Start of MATERIALS PROVIDED

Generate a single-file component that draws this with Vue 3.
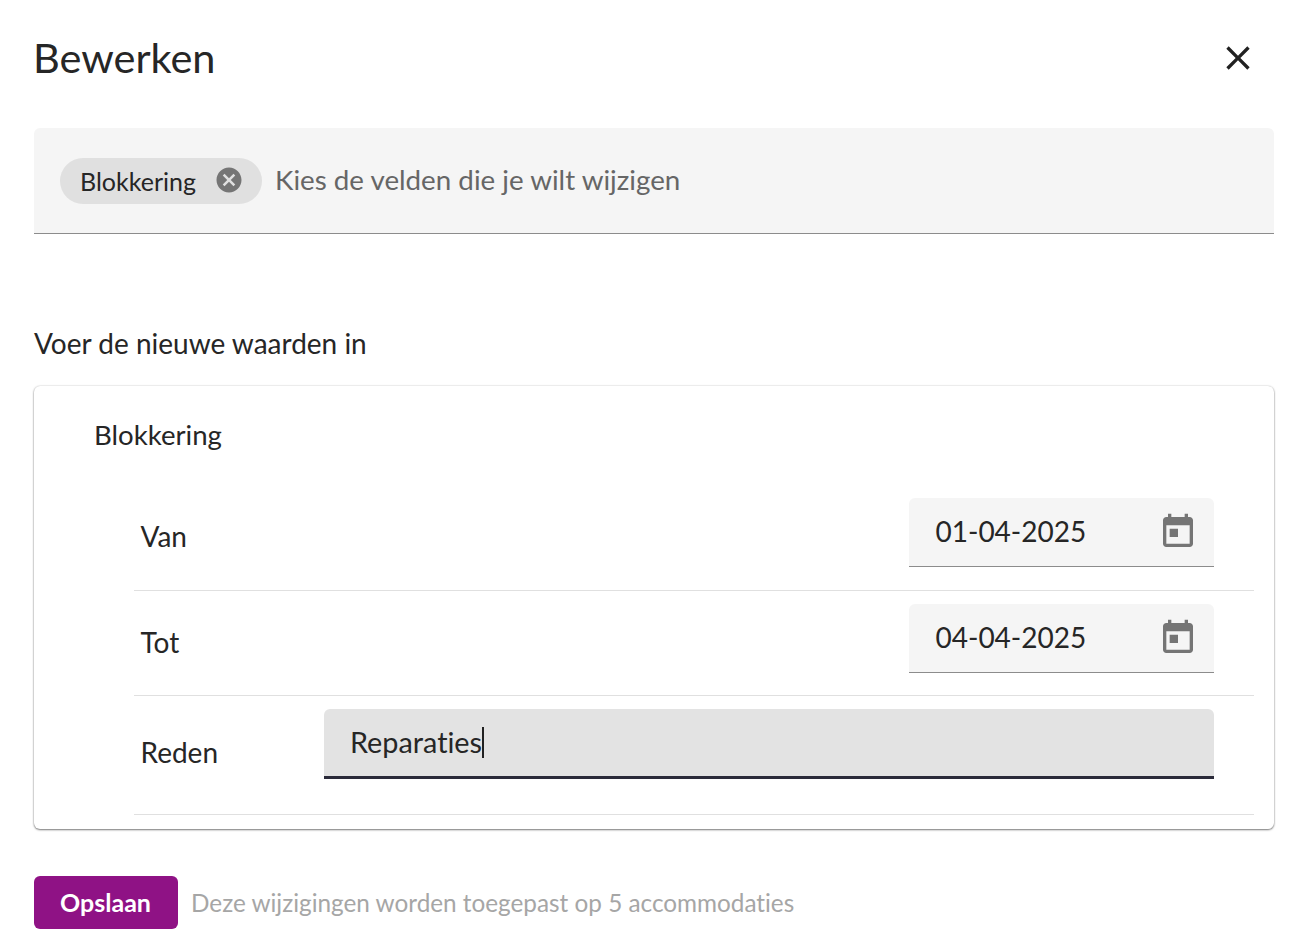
<script setup>
const rows = [
  { label: 'Van', value: '01-04-2025' },
  { label: 'Tot', value: '04-04-2025' }
]
</script>

<template>
  <div class="page">
    <header class="head">
      <h1 class="title">Bewerken</h1>
      <button class="close" aria-label="Sluiten">
        <svg width="40" height="40" viewBox="0 0 24 24"><path d="M19 6.41 17.59 5 12 10.59 6.41 5 5 6.41 10.59 12 5 17.59 6.41 19 12 13.41 17.59 19 19 17.59 13.41 12z" fill="#212121"/></svg>
      </button>
    </header>

    <div class="select">
      <span class="chip">
        <span class="chip-text">Blokkering</span>
        <svg class="chip-x" width="30" height="30" viewBox="0 0 24 24"><path d="M12 2C6.47 2 2 6.47 2 12s4.47 10 10 10 10-4.47 10-10S17.53 2 12 2zm5 13.59L15.59 17 12 13.41 8.41 17 7 15.59 10.59 12 7 8.41 8.41 7 12 10.59 15.59 7 17 8.41 13.41 12 17 15.59z" fill="#757575"/></svg>
      </span>
      <span class="placeholder">Kies de velden die je wilt wijzigen</span>
    </div>

    <p class="subtitle">Voer de nieuwe waarden in</p>

    <section class="card">
      <h2 class="card-title">Blokkering</h2>
      <div v-for="row in rows" :key="row.label" class="row">
        <span class="label">{{ row.label }}</span>
        <div class="date">
          <span class="date-value">{{ row.value }}</span>
          <svg width="40" height="40" viewBox="0 0 24 24"><path d="M19 3h-1V1h-2v2H8V1H6v2H5c-1.11 0-1.99.9-1.99 2L3 19c0 1.1.89 2 2 2h14c1.1 0 2-.9 2-2V5c0-1.1-.9-2-2-2zm0 16H5V8h14v11zM7 10h5v5H7z" fill="#757575"/></svg>
        </div>
      </div>
      <div class="row row-last">
        <span class="label label-reason">Reden</span>
        <div class="text-field"><span class="text-value">Reparaties</span><span class="caret"></span></div>
      </div>
    </section>

    <footer class="foot">
      <button class="save">Opslaan</button>
      <span class="hint">Deze wijzigingen worden toegepast op 5 accommodaties</span>
    </footer>
  </div>
</template>

<style>
html, body { margin: 0; background: #fff; }
</style>

<style scoped>
.page {
  box-sizing: border-box;
  width: 1303px;
  height: 943px;
  padding: 0 29px 0 34px;
  overflow: hidden;
  font-family: "Lato", "Open Sans", sans-serif;
  font-variant-ligatures: none;
  color: #262626;
}
.head {
  display: flex;
  align-items: center;
  justify-content: space-between;
  height: 118px;
  margin-bottom: 10px;
}
.title {
  margin: 0 0 4px -1px;
  font-size: 41.5px;
  font-weight: 400;
  line-height: 100px;
}
.close {
  width: 40px;
  height: 40px;
  padding: 0;
  margin: 0 16px 3px 0;
  border: 0;
  background: none;
  display: flex;
}
.select {
  box-sizing: border-box;
  height: 106px;
  padding: 0 26px;
  display: flex;
  align-items: center;
  background: #f5f5f5;
  border-bottom: 1px solid #8c8c8c;
  border-radius: 6px 6px 0 0;
}
.chip {
  box-sizing: border-box;
  width: 202px;
  height: 46px;
  margin-right: 13px;
  padding: 0 18px 0 20px;
  display: flex;
  align-items: center;
  justify-content: space-between;
  background: #e0e0e0;
  border-radius: 23px;
}
.chip-text { font-size: 25px; }
.chip-x { margin-top: -2px; }
.placeholder { font-size: 27.75px; color: #666; margin-top: -2px; }
.subtitle {
  margin: 92px 0 26px;
  font-size: 28px;
  line-height: 34px;
}
.card {
  box-sizing: border-box;
  height: 443px;
  padding: 0 20px 0 100px;
  border-radius: 6px;
  background: #fff;
  box-shadow: 0 1px 2px rgba(0, 0, 0, 0.5), 0 0 2px rgba(0, 0, 0, 0.18);
}
.card-title {
  margin: 0 0 0 -40px;
  padding-top: 29px;
  height: 100px;
  box-sizing: border-box;
  font-size: 27.6px;
  line-height: 40px;
  font-weight: 400;
}
.row {
  box-sizing: border-box;
  height: 105.2px;
  padding: 12.4px 40px 0 6.5px;
  display: flex;
  justify-content: space-between;
  align-items: flex-start;
  border-bottom: 1px solid #e0e0e0;
}
.label { font-size: 28px; line-height: 40px; margin-top: 18px; }
.date {
  box-sizing: border-box;
  width: 305px;
  height: 69px;
  padding: 0 16px 2px 26.5px;
  display: flex;
  align-items: center;
  justify-content: space-between;
  background: #f5f5f5;
  border-bottom: 1px solid #8c8c8c;
  border-radius: 6px 6px 0 0;
}
.date svg { margin-bottom: -2px; }
.date-value { font-size: 28px; }
.row-last {
  height: 118.6px;
}
.label-reason { margin-top: 23px; }
.text-field {
  box-sizing: border-box;
  width: 890px;
  height: 70px;
  padding: 14px 26px 0;
  display: flex;
  align-items: flex-start;
  background: #e3e3e3;
  border-bottom: 3px solid #2b2b3a;
  border-radius: 6px 6px 0 0;
}
.text-value { font-size: 28.8px; line-height: 38px; }
.caret { width: 1.5px; height: 31px; margin-top: 4px; background: #212121; }
.foot {
  display: flex;
  align-items: center;
  gap: 13px;
  margin-top: 47px;
}
.save {
  width: 144px;
  height: 53px;
  padding: 0 1px 2px 0;
  border: 0;
  border-radius: 6px;
  background: #8f1285;
  color: #fff;
  font-family: inherit;
  font-size: 25px;
  font-weight: 700;
}
.hint { font-size: 24.3px; color: #a6a6a6; }
</style>
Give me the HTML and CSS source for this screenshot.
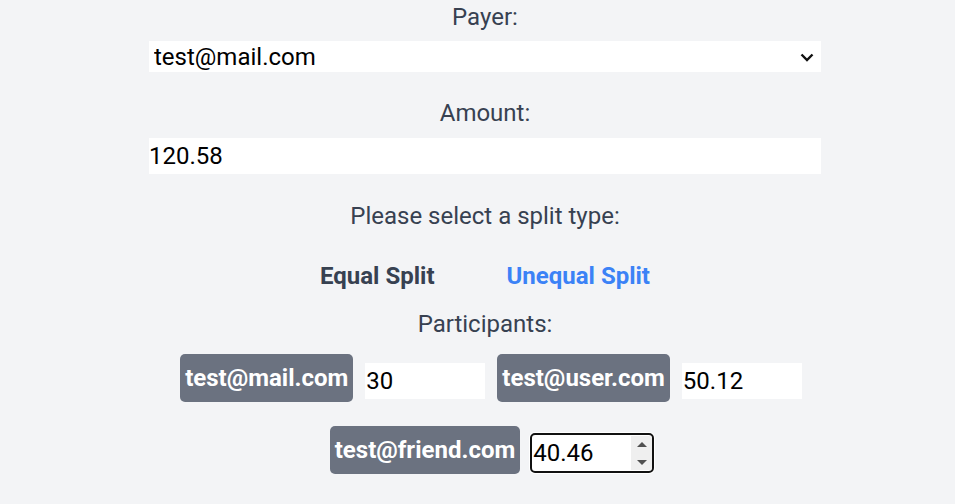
FILE: index.html
```html
<!DOCTYPE html>
<html>
<head>
<meta charset="utf-8">
<link rel="stylesheet" href="styles.css">
</head>
<body>
<div class="form">
  <label class="label payer-label">Payer:</label>
  <div class="select-wrap">
    <select class="select">
      <option>test@mail.com</option>
      <option>test@user.com</option>
      <option>test@friend.com</option>
    </select>
    <svg class="chevron" width="14" height="9" viewBox="0 0 14 9"><path d="M1.5 1.5 L7 7 L12.5 1.5" fill="none" stroke="#111" stroke-width="2.4"/></svg>
  </div>
  <label class="label amount-label">Amount:</label>
  <input class="amount" type="text" value="120.58">
  <p class="label split-label">Please select a split type:</p>
  <div class="split-types">
    <button class="split-btn">Equal Split</button>
    <button class="split-btn active">Unequal Split</button>
  </div>
  <p class="label participants-label">Participants:</p>
  <div class="participants">
    <div class="pair"><span class="badge">test@mail.com</span><span class="field"><input class="share" type="number" value="30"></span></div>
    <div class="pair"><span class="badge">test@user.com</span><span class="field"><input class="share" type="number" value="50.12"></span></div>
    <div class="pair"><span class="badge">test@friend.com</span><span class="field"><input class="share focused" type="number" value="40.46"><span class="spinner"><svg width="10" height="5" viewBox="0 0 10 5"><path d="M0 5 L5 0 L10 5 Z" fill="#505050"/></svg><svg width="10" height="5" viewBox="0 0 10 5"><path d="M0 0 L5 5 L10 0 Z" fill="#505050"/></svg></span></span></div>
  </div>
</div>
</body>
</html>
```
FILE: styles.css
```css
html, body {
  margin: 0;
  padding: 0;
  background: #f3f4f6;
}
body {
  font-family: Roboto, "Liberation Sans", sans-serif;
  color: #374151;
  width: 955px;
  height: 504px;
  overflow: hidden;
}
.form {
  width: 672px;
  margin-left: 149px;
  display: flex;
  flex-direction: column;
}
.label {
  display: block;
  margin: 0;
  text-align: center;
  font-size: 24px;
  line-height: 32px;
  color: #374151;
}
.payer-label { margin-top: 1px; }
.select-wrap {
  position: relative;
  margin-top: 8px;
  height: 31px;
}
.select {
  -webkit-appearance: none;
  appearance: none;
  display: block;
  height: 31px;
  width: 672px;
  border: none;
  background: #ffffff;
  font-family: Roboto, "Liberation Sans", sans-serif;
  font-size: 24px;
  color: #000;
  padding: 0 5px;
  border-radius: 0;
  outline: none;
}
.chevron {
  position: absolute;
  right: 7px;
  top: 12px;
  pointer-events: none;
}
.amount-label { margin-top: 25px; }
.amount {
  margin-top: 9px;
  width: 672px;
  height: 36px;
  box-sizing: border-box;
  border: none;
  padding: 0;
  font-family: Roboto, "Liberation Sans", sans-serif;
  font-size: 24px;
  color: #000;
  background: #fff;
  outline: none;
}
.split-label { margin-top: 26px; }
.split-types {
  margin-top: 28px;
  display: flex;
  justify-content: center;
  gap: 72px;
}
.split-btn {
  border: none;
  background: none;
  padding: 0;
  font-family: Roboto, "Liberation Sans", sans-serif;
  font-size: 24px;
  line-height: 32px;
  font-weight: 700;
  color: #374151;
}
.split-btn.active { color: #3b82f6; }
.participants-label { margin-top: 16px; }
.participants {
  margin-top: 14px;
  display: flex;
  flex-wrap: wrap;
  justify-content: center;
  row-gap: 24px;
}
.pair {
  display: flex;
  align-items: center;
}
.badge {
  margin-left: 12px;
  background: #6b7280;
  color: #ffffff;
  font-weight: 700;
  font-size: 24px;
  line-height: 32px;
  padding: 8px 5px;
  border-radius: 5px;
}
.field {
  position: relative;
  display: block;
  margin-left: 12px;
  margin-top: 6px;
  width: 120px;
  height: 36px;
}
.share {
  display: block;
  width: 120px;
  height: 36px;
  box-sizing: border-box;
  border: none;
  padding: 0 1px;
  font-family: Roboto, "Liberation Sans", sans-serif;
  font-size: 24px;
  color: #000;
  background: #fff;
  outline: none;
  -moz-appearance: textfield;
}
.share::-webkit-inner-spin-button,
.share::-webkit-outer-spin-button {
  -webkit-appearance: none;
  margin: 0;
}
.share.focused {
  outline: 2px solid #111111;
  outline-offset: 0;
  border-radius: 3px;
  box-shadow: 0 0 0 3px #ffffff;
}
.spinner {
  position: absolute;
  right: 0;
  top: 1px;
  bottom: 1px;
  width: 21px;
  background: #efefef;
  display: flex;
  flex-direction: column;
  align-items: center;
  justify-content: space-between;
  padding: 6px 0 5px;
  box-sizing: border-box;
  border-radius: 0 3px 3px 0;
}
.spinner svg { display: block; }
```
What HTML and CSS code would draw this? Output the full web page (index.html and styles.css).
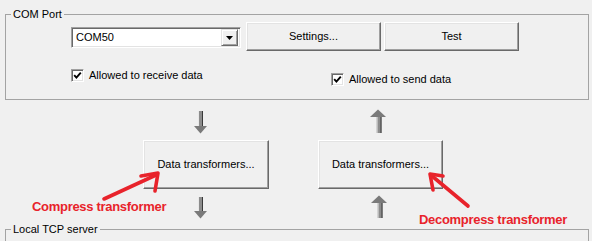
FILE: index.html
```html
<!DOCTYPE html>
<html>
<head>
<meta charset="utf-8">
<link rel="stylesheet" href="styles.css">
</head>
<body>
<div class="window">
  <fieldset class="group com">
    <legend class="group-title">COM Port</legend>
    <div class="port-row">
      <div class="combo">
        <span class="combo-text">COM50</span>
        <span class="combo-btn"><svg width="7" height="4" viewBox="0 0 7 4"><path d="M0 0H7L3.5 4Z" fill="#000"/></svg></span>
      </div>
      <button class="btn btn-wide btn-settings">Settings...</button>
      <button class="btn btn-wide">Test</button>
    </div>
    <div class="check-row">
      <label class="chk chk-recv"><span class="box"><svg width="9" height="9" viewBox="0 0 9 9"><path d="M1.2 4.2 L3.4 6.6 L7.8 1.6" fill="none" stroke="#000" stroke-width="1.9"/></svg></span><span>Allowed to receive data</span></label>
      <label class="chk chk-send"><span class="box"><svg width="9" height="9" viewBox="0 0 9 9"><path d="M1.2 4.2 L3.4 6.6 L7.8 1.6" fill="none" stroke="#000" stroke-width="1.9"/></svg></span><span>Allowed to send data</span></label>
    </div>
  </fieldset>

  <div class="flow">
    <div class="col col-compress">
      <svg class="arrow arrow-down-1" width="14" height="24" viewBox="0 0 14 24">
        <rect x="4" y="1" width="5" height="15" fill="#8c8c8c"/>
        <rect x="4" y="1" width="1" height="15" fill="#e8e8e8"/>
        <rect x="8" y="1" width="1" height="15" fill="#3a3a3a"/>
        <path d="M0 16H13L6.5 23.5Z" fill="#7a7a7a"/>
      </svg>
      <button class="btn btn-transform">Data transformers...</button>
      <svg class="arrow arrow-down-2" width="14" height="22" viewBox="0 0 14 22">
        <rect x="4" y="0" width="5" height="14" fill="#8c8c8c"/>
        <rect x="4" y="0" width="1" height="14" fill="#e8e8e8"/>
        <rect x="8" y="0" width="1" height="14" fill="#3a3a3a"/>
        <path d="M0 14H13L6.5 21.5Z" fill="#7a7a7a"/>
      </svg>
    </div>
    <div class="col col-decompress">
      <svg class="arrow arrow-up-1" width="16" height="24" viewBox="0 0 16 24">
        <path d="M8 0.5L16 8H0Z" fill="#7a7a7a"/>
        <rect x="6.5" y="8" width="5" height="16" fill="#8c8c8c"/>
        <rect x="6.5" y="8" width="1" height="16" fill="#e8e8e8"/>
        <rect x="10.5" y="8" width="1" height="16" fill="#3a3a3a"/>
      </svg>
      <button class="btn btn-transform">Data transformers...</button>
      <svg class="arrow arrow-up-2" width="16" height="23" viewBox="0 0 16 23">
        <path d="M8 0.5L16 8H0Z" fill="#7a7a7a"/>
        <rect x="6.5" y="8" width="5" height="15" fill="#8c8c8c"/>
        <rect x="6.5" y="8" width="1" height="15" fill="#e8e8e8"/>
        <rect x="10.5" y="8" width="1" height="15" fill="#3a3a3a"/>
      </svg>
    </div>
  </div>

  <fieldset class="group tcp">
    <legend class="group-title">Local TCP server</legend>
  </fieldset>

  <div class="notes">
    <span class="note note-compress">Compress transformer</span>
    <span class="note note-decompress">Decompress transformer</span>
    <svg class="note-arrows" width="592" height="241" viewBox="0 0 592 241">
      <g fill="none" stroke="#e8232b" stroke-width="3.6" stroke-linecap="round" stroke-linejoin="round">
        <path d="M104 199 L156 175"/>
        <path d="M141 176 L158 173 L155 191"/>
        <path d="M468 206 L432 176"/>
        <path d="M433 190 L430 174 L443 176"/>
      </g>
    </svg>
  </div>
</div>
</body>
</html>
```

FILE: styles.css
```css
html, body {
  margin: 0;
  padding: 0;
}
body {
  background: #f0f0f0;
  font-family: "Liberation Sans", Arial, sans-serif;
  font-size: 11px;
  color: #000;
  overflow: hidden;
}
.window {
  position: relative;
  width: 592px;
  height: 241px;
  overflow: hidden;
}
.group {
  margin: 8px 0 0 5px;
  width: 584px;
  box-sizing: border-box;
  border: 1px solid #a3a3a3;
  padding: 0;
  min-width: 0;
}
.group-title {
  margin-left: 5px;
  padding: 0 2px;
  line-height: 13px;
  font-size: 11px;
}
.com {
  padding-bottom: 13px;
}
.port-row {
  display: flex;
  align-items: flex-start;
  margin-top: 1px;
}
.combo {
  box-sizing: border-box;
  width: 170px;
  height: 21px;
  margin: 5px 0 0 65px;
  background: #fff;
  border: 1px solid;
  border-color: #a0a0a0 #fff #fff #a0a0a0;
  box-shadow: inset 1px 1px #696969, inset -1px -1px #e3e3e3;
  display: flex;
  align-items: center;
  padding: 2px 2px 2px 4px;
}
.combo-text {
  flex: 1;
  line-height: 13px;
}
.combo-btn {
  box-sizing: border-box;
  width: 17px;
  height: 17px;
  background: #f0f0f0;
  border: 1px solid;
  border-color: #e3e3e3 #696969 #696969 #e3e3e3;
  box-shadow: inset 1px 1px #fff, inset -1px -1px #a0a0a0;
  display: flex;
  align-items: center;
  justify-content: center;
  padding-top: 1px;
}
.btn {
  box-sizing: border-box;
  font-family: "Liberation Sans", Arial, sans-serif;
  font-size: 11px;
  color: #000;
  background: #f0f0f0;
  border: 1px solid;
  border-color: #fff #696969 #696969 #fff;
  box-shadow: inset -1px -1px #a0a0a0, inset 1px 1px #e3e3e3;
  padding: 0;
  margin: 0;
  line-height: 13px;
}
.btn-wide {
  width: 135px;
  height: 29px;
}
.btn-settings {
  margin-left: 5px;
  margin-right: 3px;
}
.check-row {
  display: grid;
  grid-template-columns: 260px auto;
  align-items: start;
  margin: 18px 0 0 65px;
}
.chk {
  display: flex;
  align-items: center;
  gap: 5px;
  line-height: 13px;
  height: 13px;
}
.chk-send {
  margin-top: 4px;
}
.box {
  box-sizing: border-box;
  width: 13px;
  height: 13px;
  background: #fff;
  border: 1px solid;
  border-color: #a0a0a0 #fff #fff #a0a0a0;
  box-shadow: inset 1px 1px #696969, inset -1px -1px #e3e3e3;
  display: flex;
  align-items: center;
  justify-content: center;
}
.box svg {
  display: block;
}
.flow {
  display: flex;
  align-items: flex-start;
}
.col {
  display: flex;
  flex-direction: column;
  align-items: flex-start;
}
.col-compress {
  margin-left: 143px;
}
.col-decompress {
  margin-left: 49px;
}
.arrow {
  display: block;
}
.arrow-down-1 {
  margin: 10px 0 6px 51px;
}
.arrow-down-2 {
  margin: 8px 0 0 51px;
}
.arrow-up-1 {
  margin: 9px 0 7px 52px;
}
.arrow-up-2 {
  margin: 6px 0 0 53px;
}
.btn-transform {
  width: 126px;
  height: 49px;
}
.col-decompress .btn-transform {
  width: 125px;
}
.tcp {
  margin-top: 4px;
  height: 60px;
}
.notes {
  position: absolute;
  left: 0;
  top: 0;
  width: 592px;
  height: 241px;
  pointer-events: none;
}
.note {
  position: absolute;
  font-family: "Liberation Sans", Arial, sans-serif;
  font-weight: bold;
  font-size: 13px;
  line-height: 15px;
  letter-spacing: -0.3px;
  color: #e8232b;
  white-space: nowrap;
}
.note-compress {
  left: 32px;
  top: 199px;
}
.note-decompress {
  left: 419px;
  top: 212px;
}
.note-arrows {
  position: absolute;
  left: 0;
  top: 0;
}
```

End of MATERIALS PROVIDED

→ **EXERCISE**: Each line that contains the word "this" counts toward the total; give only that total.

→ **EXERCISE SOLUTION**: 3